■ **What is required**: Find the lines below that contain the string "this". Copy each one.

■ **Data shown**:
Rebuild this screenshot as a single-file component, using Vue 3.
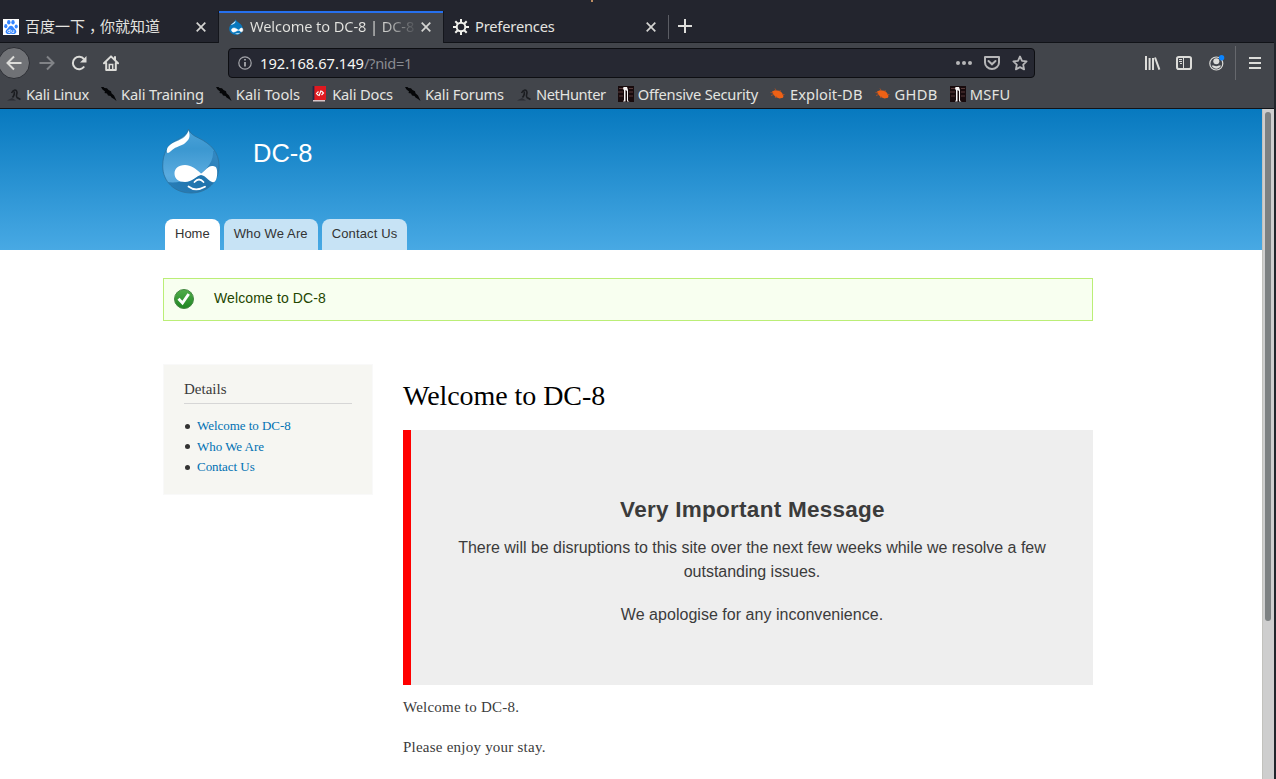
<script setup>
const bookmarks = [
  { name: 'Kali Linux', icon: 'dragon', tracking: -0.3 },
  { name: 'Kali Training', icon: 'slash', tracking: -0.15 },
  { name: 'Kali Tools', icon: 'slash', tracking: 0 },
  { name: 'Kali Docs', icon: 'docs', tracking: -0.17 },
  { name: 'Kali Forums', icon: 'slash', tracking: -0.18 },
  { name: 'NetHunter', icon: 'dragon', tracking: -0.39 },
  { name: 'Offensive Security', icon: 'offsec', tracking: -0.22 },
  { name: 'Exploit-DB', icon: 'bug', tracking: 0.1 },
  { name: 'GHDB', icon: 'bug', tracking: 0.35 },
  { name: 'MSFU', icon: 'offsec', tracking: 0.3 },
]
const menu = ['Home', 'Who We Are', 'Contact Us']
const links = ['Welcome to DC-8', 'Who We Are', 'Contact Us']
</script>

<template>
  <div class="window">
    <div class="frame">
      <div class="tabstrip">
        <div class="tab first">
          <svg class="fav" viewBox="0 0 16 16"><rect width="16" height="16" fill="#fff" /><g fill="#3385ff"><ellipse cx="2.8" cy="7.2" rx="1.6" ry="2.1" /><ellipse cx="5.8" cy="3.3" rx="1.7" ry="2.3" /><ellipse cx="10" cy="3.3" rx="1.7" ry="2.3" /><ellipse cx="13.2" cy="7.5" rx="1.6" ry="2.1" /><path d="M8 6.8C6 6.8 5.5 9 3.7 10.6c-2 1.8-1 4.5 1.5 4.5 1.3 0 1.7-.3 2.8-.3s1.5.3 2.8.3c2.5 0 3.5-2.7 1.5-4.5C10.5 9 10 6.8 8 6.8z" /></g><path d="M7 10v3.500H5.700c-1.500 0-1.500-2.200 0-2.200H7M8.700 11.200v1.600q0 .7.700.7h1.400v-2.300" fill="none" stroke="#fff" stroke-width=".8" /></svg>
          <span class="tabtext cjk">百度一下<span class="comma">，</span>你就知道</span>
          <svg class="close" viewBox="0 0 10 10"><path d="M.7.700l8.600 8.600M9.300.700L.700 9.300" /></svg>
        </div>
        <div class="tab active">
          <svg class="fav" viewBox="0 0 58 66"><path d="M27 1c2 7 8 10 15 15 10 7 15 15 15 25 0 14-12 24-28 24S1 54 1 40C1 28 9 20 17 15 23 11 26 8 27 1z" fill="#0878be" /><path d="M7 25C12 17 22 16 26 7c4 9-8 15-19 18z" fill="#d9f0ff" /><path d="M39 46c-7-5-12-9-18-9-16 0-12 19 0 17 7-1 11-7 18-8 7 1 9 8 14 7 7-3 5-17-2-16-5 1-7 7-12 9zM27 60q8 4 17-1" fill="#fff" stroke="#fff" stroke-width="2" /></svg>
          <span class="tabtext fade">Welcome to DC-8 | DC-8</span>
          <svg class="close" viewBox="0 0 10 10"><path d="M.7.700l8.600 8.600M9.300.700L.700 9.300" /></svg>
        </div>
        <div class="tab prefs">
          <svg class="fav" viewBox="0 0 16 16" fill="none" stroke="#f0f0eb"><circle cx="8" cy="8" r="4.300" stroke-width="2" /><path d="M8 3.500V0M8 12.500V16M3.500 8H0M12.500 8H16M4.800 4.800L2.300 2.300M11.200 11.200l2.500 2.500M11.200 4.800l2.500-2.500M4.800 11.200l-2.500 2.500" stroke-width="2" /></svg>
          <span class="tabtext">Preferences</span>
          <svg class="close" viewBox="0 0 10 10"><path d="M.7.700l8.600 8.600M9.300.700L.700 9.300" /></svg>
        </div>
        <div class="newtab"><svg width="14" height="14" viewBox="0 0 14 14"><path d="M7 0v14M0 7h14" stroke="#dededb" stroke-width="2" /></svg></div>
        <i class="tick"></i>
      </div>

      <div class="nav">
        <div class="back"><svg width="16" height="16" viewBox="0 0 16 16"><path d="M15.500 8H1.500M8 1.500L1.500 8 8 14.500" fill="none" stroke="#dcdcd9" stroke-width="2" /></svg></div>
        <svg class="fwd" viewBox="0 0 16 16"><path d="M.5 8h14M8 1.500L14.500 8 8 14.500" fill="none" stroke="#818387" stroke-width="2" /></svg>
        <svg class="reload" viewBox="0 0 16 16"><path d="M13.200 11.500A6.200 6.200 0 1 1 13 4.200" fill="none" stroke="#dcdcd9" stroke-width="2" /><path d="M15.500 1v6.500H9z" fill="#dcdcd9" /></svg>
        <svg class="home" viewBox="0 0 16 16"><path d="M1 8.300L8 1.400l7 6.900M3.200 8v7h9.600V8M12 2v3" fill="none" stroke="#dcdcd9" stroke-width="2" stroke-linejoin="round" stroke-linecap="round" /><path d="M6.300 15V9.500h3.400V15" fill="none" stroke="#dcdcd9" stroke-width="1.500" /></svg>
        <div class="url">
          <svg class="info" viewBox="0 0 14 14"><circle cx="7" cy="7" r="6.200" fill="none" stroke="#a4a5aa" stroke-width="1.200" /><path d="M7 6v4.500M7 3v1.600" stroke="#b0b1b5" stroke-width="1.700" /></svg>
          <span class="addr">192.168.67.149<b>/?nid=1</b></span>
          <svg class="dots" viewBox="0 0 16 4" fill="#b6b6b8"><circle cx="2" cy="2" r="2" /><circle cx="8" cy="2" r="2" /><circle cx="14" cy="2" r="2" /></svg>
          <svg class="pocket" viewBox="0 0 16 14" fill="none" stroke="#b6b6b8" stroke-width="2"><path d="M1 1h14v5.500a7 6.500 0 0 1-14 0z" stroke-linejoin="round" /><path d="M4.500 5L8 8.300 11.500 5" stroke-linecap="round" /></svg>
          <svg class="star" viewBox="0 0 16 16"><path d="M8 1.500l2 4.300 4.600.600-3.400 3.200.9 4.800L8 12.100l-4.100 2.300.9-4.800L1.400 6.400 6 5.800z" fill="none" stroke="#b6b6b8" stroke-width="1.800" stroke-linejoin="round" /></svg>
        </div>
        <svg class="library" viewBox="0 0 16 14" stroke="#dcdcd9" stroke-width="2"><path d="M1 0v14M4.600 2v12M8 2v12M10 1.500L14.400 13.600" /></svg>
        <svg class="sidebtn" viewBox="0 0 16 14" fill="none" stroke="#dcdcd9"><rect x="1" y="1" width="14" height="12" rx="1.800" stroke-width="2" /><path d="M7.500 1v12M3 3.500h3M3 5.500h3M4 7.500h2" /></svg>
        <svg class="account" viewBox="0 0 16 16"><circle cx="7.300" cy="8.500" r="6.500" fill="none" stroke="#dcdcd9" stroke-width="1.200" /><circle cx="7.300" cy="6.300" r="3" fill="#dcdcd9" /><path d="M2.700 10.500h2a4 3 0 0 0 5.200 0h2c-1.500 4.200-7.700 4.200-9.200 0z" fill="#dcdcd9" /><circle cx="12.600" cy="2.800" r="2.700" fill="#0a84ff" /></svg>
        <i class="sep"></i>
        <i class="burger"></i>
      </div>

      <div class="bookmarks">
        <div v-for="b in bookmarks" :key="b.name" class="bm">
          <svg v-if="b.icon === 'dragon'" viewBox="0 0 16 16"><path d="M5.500 7c2-4 5-4 5.500-.5C11 8.500 9.500 10 11 11.500l3.500 2M8 5.500c1 2 0 4-1.500 6" fill="none" stroke="#1b1d21" stroke-width="1.600" /><path d="M1 14.500l5-2.500 4 2.500z" fill="#2b2d33" /></svg>
          <svg v-else-if="b.icon === 'slash'" viewBox="0 0 16 16"><path d="M0 1l2.500 0 1 1L6 2.200 7.500 4l2.500 1.200.5 2L13 9.500l1.800 3.700L15.500 15l-2.500-2-2.500-1.500-1-1.500-2.500-.5L6 7.500 3.500 7 4 5.500 1.500 3.500z" fill="#050608" /></svg>
          <svg v-else-if="b.icon === 'docs'" viewBox="0 0 16 16"><path d="M2 0h12v14H2z" fill="#df1920" /><path d="M1.500 0v14.500" stroke="#262744" stroke-width="1.800" /><path d="M1 14h12v1.500H1z" fill="#dbc6c8" /><path d="M6.500 5.500L4.500 7.500l2 2M9.500 5l2 2-2 2M9 4.500L7 10" fill="none" stroke="#fff" stroke-width="1.100" /></svg>
          <svg v-else-if="b.icon === 'offsec'" viewBox="0 0 16 16"><path d="M0 0h16v16H0z" fill="#180b0d" /><path d="M1 2.500h4M11 2.500h4M0 6h5M11 6h4M1 10h4M11 10h4" stroke="#583a3a" stroke-width="1.200" /><path d="M5.500 1H9l1 3v10.500l1.500 1H9V5L7.500 4v11.500H5l1-1.500V4L5 3z" fill="#f6f4f4" /></svg>
          <svg v-else viewBox="0 0 16 16"><path d="M2 5.500l3-1.200 4 .4 3 2 1.500 3.300-.5 1.800-3.500.7-4-1.500L3 8z" fill="#ee6115" /><path d="M1 9.500l3-1M5 2.500l1.500 2.500M10 4l.5 2M.5 6.500l3 .5M5 12l1.500-2M12 8.500l2.500 0" stroke="#b9521f" stroke-width=".8" /></svg>
          <span :style="{ letterSpacing: b.tracking + 'px' }">{{ b.name }}</span>
        </div>
      </div>

      <div class="viewport">
        <div class="page">
          <header>
            <div class="brand">
              <svg class="logo" viewBox="0 0 58 66">
                <defs>
                  <linearGradient id="drop" x1="0" y1="0" x2="0" y2="1"><stop offset="0" stop-color="#4da3d9" /><stop offset=".3" stop-color="#3b97d0" /><stop offset=".7" stop-color="#5aabdf" /><stop offset="1" stop-color="#4a9fd6" /></linearGradient>
                  <linearGradient id="shade" x1="1" y1="0" x2="0" y2="1"><stop offset="0" stop-color="#2b7fba" stop-opacity=".6" /><stop offset=".5" stop-color="#1f73ac" /><stop offset="1" stop-color="#2a80ba" /></linearGradient>
                  <clipPath id="dropclip"><path d="M26.500 0c1.500 4.500 5 6.500 10 9C49 15 57 23 57 37c0 16-12 27-28 27S.7 53 .7 37C.7 24 6 16 13 12 20 8.500 25 6 26.500 0z" /></clipPath>
                </defs>
                <g clip-path="url(#dropclip)">
                  <path d="M0 0h58v66H0z" fill="url(#drop)" />
                  <path d="M51 22C52 34 42 45 28 50 20 53 12 54 5 53l10 13h43V22z" fill="url(#shade)" />
                </g>
                <path d="M26.500 0c1.500 4.500 5 6.500 10 9C49 15 57 23 57 37c0 16-12 27-28 27S.7 53 .7 37C.7 24 6 16 13 12 20 8.500 25 6 26.500 0z" fill="none" stroke="#2a6f9b" stroke-width="1" opacity=".75" />
                <path d="M5 23.500C4 18 8 15 14 12.500 21 9.500 25 7 26.500 1.500 29 8 27 11 22 15 16 18 13 18 9 22c-2 2-3.500 2.500-4 1.500z" fill="#fff" />
                <path d="M39 44.500C34 40 29 36 23 36c-7 0-10.500 4-10.500 8.500 0 5 4 8.500 10.500 8.500 7 0 12-6.500 16-7 5 .5 8 7 12 7.200 4 0 4.500-8 4-12-.5-3.500-2-4.200-5-4.200-4 0-7 5-11 7.500z" fill="#fff" />
                <path d="M32.500 53q4.500-5 9 0M26.500 57.500q7 5.500 16.500.2" fill="none" stroke="#fff" stroke-width="1.800" stroke-linecap="round" />
              </svg>
              <div class="site">DC-8</div>
            </div>
            <nav><a v-for="(m, i) in menu" :key="m" :class="{ on: i === 0 }">{{ m }}</a></nav>
          </header>
          <div class="status">
            <svg viewBox="0 0 20 20"><defs><linearGradient id="ok" x2="0" y2="1"><stop stop-color="#51ad4b" /><stop offset="1" stop-color="#1f8622" /></linearGradient></defs><circle cx="10" cy="10" r="9.500" fill="url(#ok)" stroke="#458743" /><path d="M4.500 9.800l4 4.200 6.200-9" fill="none" stroke="#fff" stroke-width="2.900" /></svg>
            <span>Welcome to DC-8</span>
          </div>
          <div class="columns">
            <aside>
              <h2>Details</h2>
              <ul><li v-for="l in links" :key="l"><a>{{ l }}</a></li></ul>
            </aside>
            <main>
              <h1>Welcome to DC-8</h1>
              <div class="notice">
                <h3>Very Important Message</h3>
                <p>There will be disruptions to this site over the next few weeks while we resolve a few outstanding issues.</p>
                <p class="sorry">We apologise for any inconvenience.</p>
              </div>
              <p class="body">Welcome to DC-8.</p>
              <p class="body">Please enjoy your stay.</p>
            </main>
          </div>
        </div>
        <div class="scroll"><i></i></div>
      </div>
    </div>
  </div>
</template>

<style>
body { margin: 0; overflow: hidden; }
</style>
<style scoped>
.window { width: 1276px; height: 779px; background: #21252b; overflow: hidden; }
.frame { width: 1274px; height: 779px; display: flex; flex-direction: column; font-family: "Noto Sans", sans-serif; font-size: 14.67px; color: #e4e4e0; }
.frame * { box-sizing: border-box; }
svg { flex: none; display: block; }
.tabstrip { height: 43px; padding-top: 11px; display: flex; background: #23252e; border-bottom: 1px solid #111318; position: relative; flex: none; }
.tick { position: absolute; left: 591px; top: 0; width: 2px; height: 2px; background: #bd8d62; }
.tab { display: flex; align-items: center; height: 32px; }
.tab.first { width: 219px; padding-left: 3px; border-right: 1px solid #14161c; }
.tab.active { width: 224px; height: 33px; padding: 0 0 1px 9px; background: #42454b; box-shadow: inset 0 2px #2670ee; }
.prefs { width: 225px; padding-left: 9px; border-left: 1px solid #14161c; }
.fav { width: 16px; height: 16px; }
.tabtext { margin-left: 6px; width: 171px; white-space: nowrap; line-height: 24px; padding-bottom: 2px; letter-spacing: -.18px; }
.cjk { font-family: "Noto Sans CJK SC", sans-serif; font-size: 15px; letter-spacing: 0; }
.first .cjk { width: 166px; }
.comma { display: inline-block; width: 15px; text-indent: 4px; }
.active .tabtext { width: 165px; letter-spacing: -.12px; }
.fade { background: linear-gradient(90deg, #e4e4e0 78%, #42454b 102%); background-clip: text; color: transparent; }
.close { width: 10px; height: 10px; margin-left: 5px; fill: none; stroke: #d4d4d2; stroke-width: 1.700; }
.active .close { margin-left: 6px; }
.prefs .close { margin-left: 0; }
.newtab { height: 24px; margin-top: 4px; border-left: 1px solid #5b5d64; padding: 4px 0 0 9px; }
.nav { height: 40px; flex: none; background: #42454b; display: flex; align-items: center; }
.back { width: 32px; height: 32px; margin-left: -2px; border-radius: 50%; background: #707276; border: 1px solid #2c2e34; display: grid; place-items: center; }
.fwd { width: 16px; height: 16px; margin-left: 9px; }
.reload { width: 16px; height: 16px; margin-left: 16px; }
.home { width: 16px; height: 16px; margin-left: 16px; }
.url { width: 807px; height: 30px; margin-left: 109px; background: #262832; border: 1px solid #0d0e12; border-radius: 4px; display: flex; align-items: center; padding-left: 9px; }
.info { width: 14px; height: 14px; }
.addr { width: 688px; margin-left: 8px; color: #f6f6f2; line-height: 24px; }
.addr b { color: #898b91; font-weight: 400; letter-spacing: -.35px; }
.dots { width: 16px; height: 4px; margin-left: 8px; }
.pocket { width: 16px; height: 14px; margin-left: 12px; }
.star { width: 16px; height: 16px; margin-left: 12px; }
.library { width: 16px; height: 14px; margin-left: 110px; }
.sidebtn { width: 16px; height: 14px; margin-left: 15px; }
.account { width: 16px; height: 16px; margin-left: 17px; }
.sep { width: 1px; height: 34px; margin-left: 10px; background: #66686d; }
.burger { width: 12px; height: 12px; margin-left: 13px; background: repeating-linear-gradient(#dcdcd9 0 2px, transparent 2px 5px); }
.bookmarks { height: 26px; flex: none; padding: 0 0 3px 6px; background: #42454b; border-bottom: 1px solid #111318; display: flex; align-items: center; gap: 12px; }
.bm { display: flex; align-items: center; gap: 4px; white-space: nowrap; line-height: 22px; }
.bm svg { width: 16px; height: 16px; }
.viewport { flex: 1; min-height: 0; display: flex; }
.page { width: 1262px; background: #fff; color: #3b3b3b; font-family: "Liberation Serif", serif; }
header { height: 141px; padding: 20px 0 0 162px; background: linear-gradient(#0779bf, #48a9e4); font-family: "Liberation Sans", sans-serif; }
.brand { height: 90px; display: flex; }
.logo { width: 58px; height: 66px; }
.site { margin: 8px 0 0 33px; color: #fff; font-size: 25.5px; line-height: 32px; }
nav { display: flex; gap: 4px; padding-left: 3px; }
nav a { height: 31px; padding: 0 10px; line-height: 29px; border-radius: 8px 8px 0 0; background: #c7e3f5; color: #333; font-size: 13px; letter-spacing: .13px; }
nav a.on { background: #fff; letter-spacing: 0; }
.status { margin: 28px 0 0 163px; width: 930px; height: 43px; border: 1px solid #be7; background: #f8fff0; display: flex; padding: 10px 0 0 10px; font: 14px/20px "Liberation Sans", sans-serif; color: #234600; }
.status svg { width: 20px; height: 20px; }
.status span { margin-left: 20px; line-height: 18px; letter-spacing: .12px; }
.columns { display: flex; align-items: flex-start; margin: 43px 0 0 163px; gap: 30px; }
aside { width: 210px; height: 131px; padding: 15px 20px; background: #f6f6f2; border: 1px solid #f9f9f9; }
h2 { margin: 0; height: 24px; line-height: 19px; font-size: 15px; font-weight: 400; border-bottom: 1px solid #d6d6d6; }
ul { list-style: none; margin: 12px 0 0; padding: 0; }
li { display: flex; align-items: center; height: 20.5px; font-size: 13px; color: #0071b3; letter-spacing: -.04px; }
li::before { content: ""; width: 5px; height: 5px; margin: 0 7px 0 1px; border-radius: 50%; background: #333; }
main { width: 690px; }
h1 { margin: 14px 0 17px; height: 35px; line-height: 35px; font-size: 28px; font-weight: 400; color: #000; letter-spacing: -.06px; }
.notice { height: 255px; border-left: 8px solid #f00; background: #eee; padding: 65px 40px 0; text-align: center; font: 16px/24px "Liberation Sans", sans-serif; }
h3 { margin: 0 0 12px; font-size: 22.5px; line-height: 29px; letter-spacing: .27px; padding-left: 1px; }
.notice p { margin: 0 0 19px; letter-spacing: -.025px; }
.notice p.sorry { letter-spacing: .03px; }
.body { margin: 11px 0 17px; font-size: 15px; line-height: 23px; letter-spacing: .23px; }
.scroll { width: 12px; background: #cecece; padding: 3px 0 0 2px; border-left: 1px solid #c2c2bd; }
.scroll i { display: block; width: 6px; height: 509px; border-radius: 3px; background: #7d8182; }
</style>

■ **Problem solution**:
Rebuild this screenshot as a single-file component, using Vue 3.
                <p>There will be disruptions to this site over the next few weeks while we resolve a few outstanding issues.</p>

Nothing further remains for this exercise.